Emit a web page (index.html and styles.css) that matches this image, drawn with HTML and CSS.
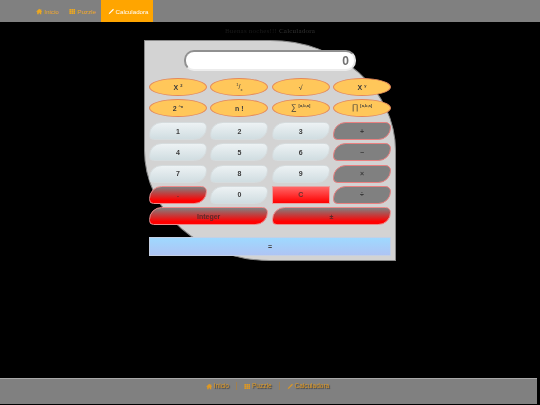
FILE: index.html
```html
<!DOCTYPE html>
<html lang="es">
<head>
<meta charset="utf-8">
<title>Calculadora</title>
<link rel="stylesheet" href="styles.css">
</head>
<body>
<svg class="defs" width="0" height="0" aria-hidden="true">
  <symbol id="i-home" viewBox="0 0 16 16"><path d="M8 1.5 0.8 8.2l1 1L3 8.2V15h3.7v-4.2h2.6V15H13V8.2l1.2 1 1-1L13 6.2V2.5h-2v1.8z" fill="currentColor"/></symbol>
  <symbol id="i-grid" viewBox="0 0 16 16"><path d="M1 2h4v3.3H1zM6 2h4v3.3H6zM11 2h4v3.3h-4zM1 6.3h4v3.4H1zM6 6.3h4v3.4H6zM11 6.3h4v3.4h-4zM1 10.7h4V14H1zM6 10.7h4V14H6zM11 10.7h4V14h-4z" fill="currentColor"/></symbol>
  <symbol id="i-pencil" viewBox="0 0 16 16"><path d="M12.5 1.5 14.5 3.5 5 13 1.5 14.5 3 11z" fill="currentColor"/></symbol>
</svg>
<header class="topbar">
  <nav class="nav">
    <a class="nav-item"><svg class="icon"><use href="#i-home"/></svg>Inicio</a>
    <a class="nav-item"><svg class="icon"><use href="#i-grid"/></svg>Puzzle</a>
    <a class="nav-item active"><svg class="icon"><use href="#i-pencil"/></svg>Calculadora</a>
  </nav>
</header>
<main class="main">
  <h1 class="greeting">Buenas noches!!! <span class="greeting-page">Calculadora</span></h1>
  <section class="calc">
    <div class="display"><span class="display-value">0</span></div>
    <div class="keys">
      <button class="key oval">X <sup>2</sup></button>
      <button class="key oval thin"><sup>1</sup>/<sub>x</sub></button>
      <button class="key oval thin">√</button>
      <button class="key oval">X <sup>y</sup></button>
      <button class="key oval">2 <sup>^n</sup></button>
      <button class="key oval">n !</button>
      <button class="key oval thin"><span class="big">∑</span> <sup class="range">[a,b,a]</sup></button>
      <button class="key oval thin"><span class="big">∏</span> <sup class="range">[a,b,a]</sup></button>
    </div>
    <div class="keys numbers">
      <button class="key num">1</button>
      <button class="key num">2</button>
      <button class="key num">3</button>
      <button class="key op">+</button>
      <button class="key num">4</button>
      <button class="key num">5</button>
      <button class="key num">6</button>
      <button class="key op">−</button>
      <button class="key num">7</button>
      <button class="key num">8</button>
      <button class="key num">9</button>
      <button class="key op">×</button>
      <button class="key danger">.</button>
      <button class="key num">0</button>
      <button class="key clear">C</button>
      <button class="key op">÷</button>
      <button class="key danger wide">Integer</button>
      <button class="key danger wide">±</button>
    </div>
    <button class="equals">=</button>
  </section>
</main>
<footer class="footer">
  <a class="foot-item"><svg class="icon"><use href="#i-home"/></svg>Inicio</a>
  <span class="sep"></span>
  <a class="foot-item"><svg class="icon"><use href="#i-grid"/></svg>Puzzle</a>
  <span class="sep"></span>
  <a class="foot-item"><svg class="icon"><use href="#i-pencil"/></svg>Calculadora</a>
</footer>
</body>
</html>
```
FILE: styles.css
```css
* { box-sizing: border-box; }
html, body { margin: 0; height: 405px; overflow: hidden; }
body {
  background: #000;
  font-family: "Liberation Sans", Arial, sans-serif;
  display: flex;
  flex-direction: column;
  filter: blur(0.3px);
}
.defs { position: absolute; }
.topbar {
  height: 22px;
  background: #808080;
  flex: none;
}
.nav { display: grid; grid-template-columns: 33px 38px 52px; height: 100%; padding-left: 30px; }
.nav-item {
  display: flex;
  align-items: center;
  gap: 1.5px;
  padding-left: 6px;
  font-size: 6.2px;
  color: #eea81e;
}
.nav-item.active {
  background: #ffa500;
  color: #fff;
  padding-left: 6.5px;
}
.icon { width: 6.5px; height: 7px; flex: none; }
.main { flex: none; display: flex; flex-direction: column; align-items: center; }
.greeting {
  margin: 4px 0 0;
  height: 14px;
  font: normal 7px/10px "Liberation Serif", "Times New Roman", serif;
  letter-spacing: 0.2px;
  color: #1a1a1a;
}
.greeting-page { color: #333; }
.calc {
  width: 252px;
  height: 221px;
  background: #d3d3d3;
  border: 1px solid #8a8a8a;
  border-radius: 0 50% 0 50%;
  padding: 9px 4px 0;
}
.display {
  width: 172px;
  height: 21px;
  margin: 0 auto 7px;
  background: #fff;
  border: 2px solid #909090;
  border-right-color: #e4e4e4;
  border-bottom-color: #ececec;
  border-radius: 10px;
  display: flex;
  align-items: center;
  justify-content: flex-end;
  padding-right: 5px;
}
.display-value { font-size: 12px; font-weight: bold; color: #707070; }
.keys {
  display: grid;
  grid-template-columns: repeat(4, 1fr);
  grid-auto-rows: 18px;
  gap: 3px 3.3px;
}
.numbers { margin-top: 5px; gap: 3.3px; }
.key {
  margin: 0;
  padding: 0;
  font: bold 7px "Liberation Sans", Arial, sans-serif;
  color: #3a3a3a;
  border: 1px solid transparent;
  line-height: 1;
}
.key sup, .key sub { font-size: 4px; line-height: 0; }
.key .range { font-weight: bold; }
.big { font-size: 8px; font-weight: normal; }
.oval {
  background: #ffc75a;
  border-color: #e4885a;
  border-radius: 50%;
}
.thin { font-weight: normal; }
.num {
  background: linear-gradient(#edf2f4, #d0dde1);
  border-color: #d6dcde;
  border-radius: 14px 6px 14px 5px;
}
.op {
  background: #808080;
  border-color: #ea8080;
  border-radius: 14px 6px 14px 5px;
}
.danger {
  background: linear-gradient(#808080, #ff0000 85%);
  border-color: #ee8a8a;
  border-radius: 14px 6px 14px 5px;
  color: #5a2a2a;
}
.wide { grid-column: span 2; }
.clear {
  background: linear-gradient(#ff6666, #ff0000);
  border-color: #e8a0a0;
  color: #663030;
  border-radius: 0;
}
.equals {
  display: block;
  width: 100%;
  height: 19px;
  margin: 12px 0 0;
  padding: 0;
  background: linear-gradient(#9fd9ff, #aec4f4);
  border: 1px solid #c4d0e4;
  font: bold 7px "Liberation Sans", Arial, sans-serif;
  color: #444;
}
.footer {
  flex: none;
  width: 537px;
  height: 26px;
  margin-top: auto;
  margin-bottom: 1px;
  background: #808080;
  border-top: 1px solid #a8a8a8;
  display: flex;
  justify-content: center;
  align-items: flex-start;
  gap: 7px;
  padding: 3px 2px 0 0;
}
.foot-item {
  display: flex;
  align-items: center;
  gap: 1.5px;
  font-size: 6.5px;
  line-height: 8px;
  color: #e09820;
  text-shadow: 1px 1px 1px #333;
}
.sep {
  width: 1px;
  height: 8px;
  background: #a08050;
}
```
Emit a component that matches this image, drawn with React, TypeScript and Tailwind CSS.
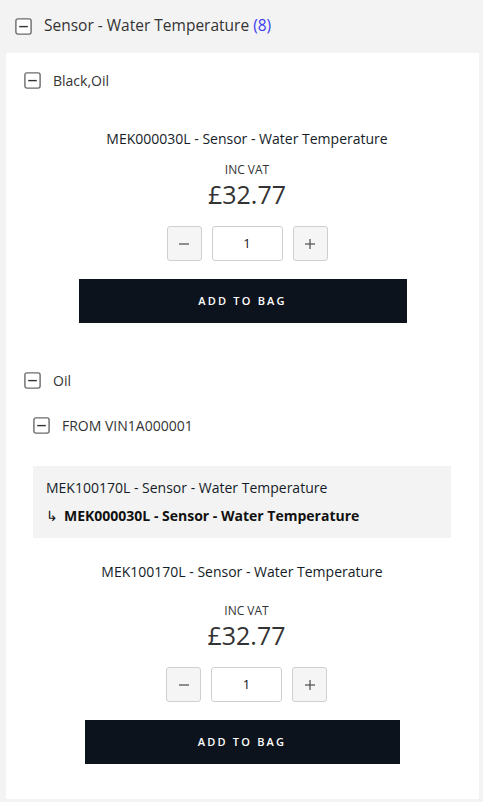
+ + +
**TASK REQUIREMENTS:**
Repeat all of the entries word for word, but omit the pictures.

**THE ANSWER:**
Emit a web page (index.html and styles.css) that matches this image, drawn with HTML and CSS.
FILE: index.html
```html
<!DOCTYPE html>
<html lang="es">
<head>
<meta charset="utf-8">
<title>Calculadora</title>
<link rel="stylesheet" href="styles.css">
</head>
<body>
<svg class="defs" width="0" height="0" aria-hidden="true">
  <symbol id="i-home" viewBox="0 0 16 16"><path d="M8 1.5 0.8 8.2l1 1L3 8.2V15h3.7v-4.2h2.6V15H13V8.2l1.2 1 1-1L13 6.2V2.5h-2v1.8z" fill="currentColor"/></symbol>
  <symbol id="i-grid" viewBox="0 0 16 16"><path d="M1 2h4v3.3H1zM6 2h4v3.3H6zM11 2h4v3.3h-4zM1 6.3h4v3.4H1zM6 6.3h4v3.4H6zM11 6.3h4v3.4h-4zM1 10.7h4V14H1zM6 10.7h4V14H6zM11 10.7h4V14h-4z" fill="currentColor"/></symbol>
  <symbol id="i-pencil" viewBox="0 0 16 16"><path d="M12.5 1.5 14.5 3.5 5 13 1.5 14.5 3 11z" fill="currentColor"/></symbol>
</svg>
<header class="topbar">
  <nav class="nav">
    <a class="nav-item"><svg class="icon"><use href="#i-home"/></svg>Inicio</a>
    <a class="nav-item"><svg class="icon"><use href="#i-grid"/></svg>Puzzle</a>
    <a class="nav-item active"><svg class="icon"><use href="#i-pencil"/></svg>Calculadora</a>
  </nav>
</header>
<main class="main">
  <h1 class="greeting">Buenas noches!!! <span class="greeting-page">Calculadora</span></h1>
  <section class="calc">
    <div class="display"><span class="display-value">0</span></div>
    <div class="keys">
      <button class="key oval">X <sup>2</sup></button>
      <button class="key oval thin"><sup>1</sup>/<sub>x</sub></button>
      <button class="key oval thin">√</button>
      <button class="key oval">X <sup>y</sup></button>
      <button class="key oval">2 <sup>^n</sup></button>
      <button class="key oval">n !</button>
      <button class="key oval thin"><span class="big">∑</span> <sup class="range">[a,b,a]</sup></button>
      <button class="key oval thin"><span class="big">∏</span> <sup class="range">[a,b,a]</sup></button>
    </div>
    <div class="keys numbers">
      <button class="key num">1</button>
      <button class="key num">2</button>
      <button class="key num">3</button>
      <button class="key op">+</button>
      <button class="key num">4</button>
      <button class="key num">5</button>
      <button class="key num">6</button>
      <button class="key op">−</button>
      <button class="key num">7</button>
      <button class="key num">8</button>
      <button class="key num">9</button>
      <button class="key op">×</button>
      <button class="key danger">.</button>
      <button class="key num">0</button>
      <button class="key clear">C</button>
      <button class="key op">÷</button>
      <button class="key danger wide">Integer</button>
      <button class="key danger wide">±</button>
    </div>
    <button class="equals">=</button>
  </section>
</main>
<footer class="footer">
  <a class="foot-item"><svg class="icon"><use href="#i-home"/></svg>Inicio</a>
  <span class="sep"></span>
  <a class="foot-item"><svg class="icon"><use href="#i-grid"/></svg>Puzzle</a>
  <span class="sep"></span>
  <a class="foot-item"><svg class="icon"><use href="#i-pencil"/></svg>Calculadora</a>
</footer>
</body>
</html>
```
FILE: styles.css
```css
* { box-sizing: border-box; }
html, body { margin: 0; height: 405px; overflow: hidden; }
body {
  background: #000;
  font-family: "Liberation Sans", Arial, sans-serif;
  display: flex;
  flex-direction: column;
  filter: blur(0.3px);
}
.defs { position: absolute; }
.topbar {
  height: 22px;
  background: #808080;
  flex: none;
}
.nav { display: grid; grid-template-columns: 33px 38px 52px; height: 100%; padding-left: 30px; }
.nav-item {
  display: flex;
  align-items: center;
  gap: 1.5px;
  padding-left: 6px;
  font-size: 6.2px;
  color: #eea81e;
}
.nav-item.active {
  background: #ffa500;
  color: #fff;
  padding-left: 6.5px;
}
.icon { width: 6.5px; height: 7px; flex: none; }
.main { flex: none; display: flex; flex-direction: column; align-items: center; }
.greeting {
  margin: 4px 0 0;
  height: 14px;
  font: normal 7px/10px "Liberation Serif", "Times New Roman", serif;
  letter-spacing: 0.2px;
  color: #1a1a1a;
}
.greeting-page { color: #333; }
.calc {
  width: 252px;
  height: 221px;
  background: #d3d3d3;
  border: 1px solid #8a8a8a;
  border-radius: 0 50% 0 50%;
  padding: 9px 4px 0;
}
.display {
  width: 172px;
  height: 21px;
  margin: 0 auto 7px;
  background: #fff;
  border: 2px solid #909090;
  border-right-color: #e4e4e4;
  border-bottom-color: #ececec;
  border-radius: 10px;
  display: flex;
  align-items: center;
  justify-content: flex-end;
  padding-right: 5px;
}
.display-value { font-size: 12px; font-weight: bold; color: #707070; }
.keys {
  display: grid;
  grid-template-columns: repeat(4, 1fr);
  grid-auto-rows: 18px;
  gap: 3px 3.3px;
}
.numbers { margin-top: 5px; gap: 3.3px; }
.key {
  margin: 0;
  padding: 0;
  font: bold 7px "Liberation Sans", Arial, sans-serif;
  color: #3a3a3a;
  border: 1px solid transparent;
  line-height: 1;
}
.key sup, .key sub { font-size: 4px; line-height: 0; }
.key .range { font-weight: bold; }
.big { font-size: 8px; font-weight: normal; }
.oval {
  background: #ffc75a;
  border-color: #e4885a;
  border-radius: 50%;
}
.thin { font-weight: normal; }
.num {
  background: linear-gradient(#edf2f4, #d0dde1);
  border-color: #d6dcde;
  border-radius: 14px 6px 14px 5px;
}
.op {
  background: #808080;
  border-color: #ea8080;
  border-radius: 14px 6px 14px 5px;
}
.danger {
  background: linear-gradient(#808080, #ff0000 85%);
  border-color: #ee8a8a;
  border-radius: 14px 6px 14px 5px;
  color: #5a2a2a;
}
.wide { grid-column: span 2; }
.clear {
  background: linear-gradient(#ff6666, #ff0000);
  border-color: #e8a0a0;
  color: #663030;
  border-radius: 0;
}
.equals {
  display: block;
  width: 100%;
  height: 19px;
  margin: 12px 0 0;
  padding: 0;
  background: linear-gradient(#9fd9ff, #aec4f4);
  border: 1px solid #c4d0e4;
  font: bold 7px "Liberation Sans", Arial, sans-serif;
  color: #444;
}
.footer {
  flex: none;
  width: 537px;
  height: 26px;
  margin-top: auto;
  margin-bottom: 1px;
  background: #808080;
  border-top: 1px solid #a8a8a8;
  display: flex;
  justify-content: center;
  align-items: flex-start;
  gap: 7px;
  padding: 3px 2px 0 0;
}
.foot-item {
  display: flex;
  align-items: center;
  gap: 1.5px;
  font-size: 6.5px;
  line-height: 8px;
  color: #e09820;
  text-shadow: 1px 1px 1px #333;
}
.sep {
  width: 1px;
  height: 8px;
  background: #a08050;
}
```
Emit a component that matches this image, drawn with React, TypeScript and Tailwind CSS.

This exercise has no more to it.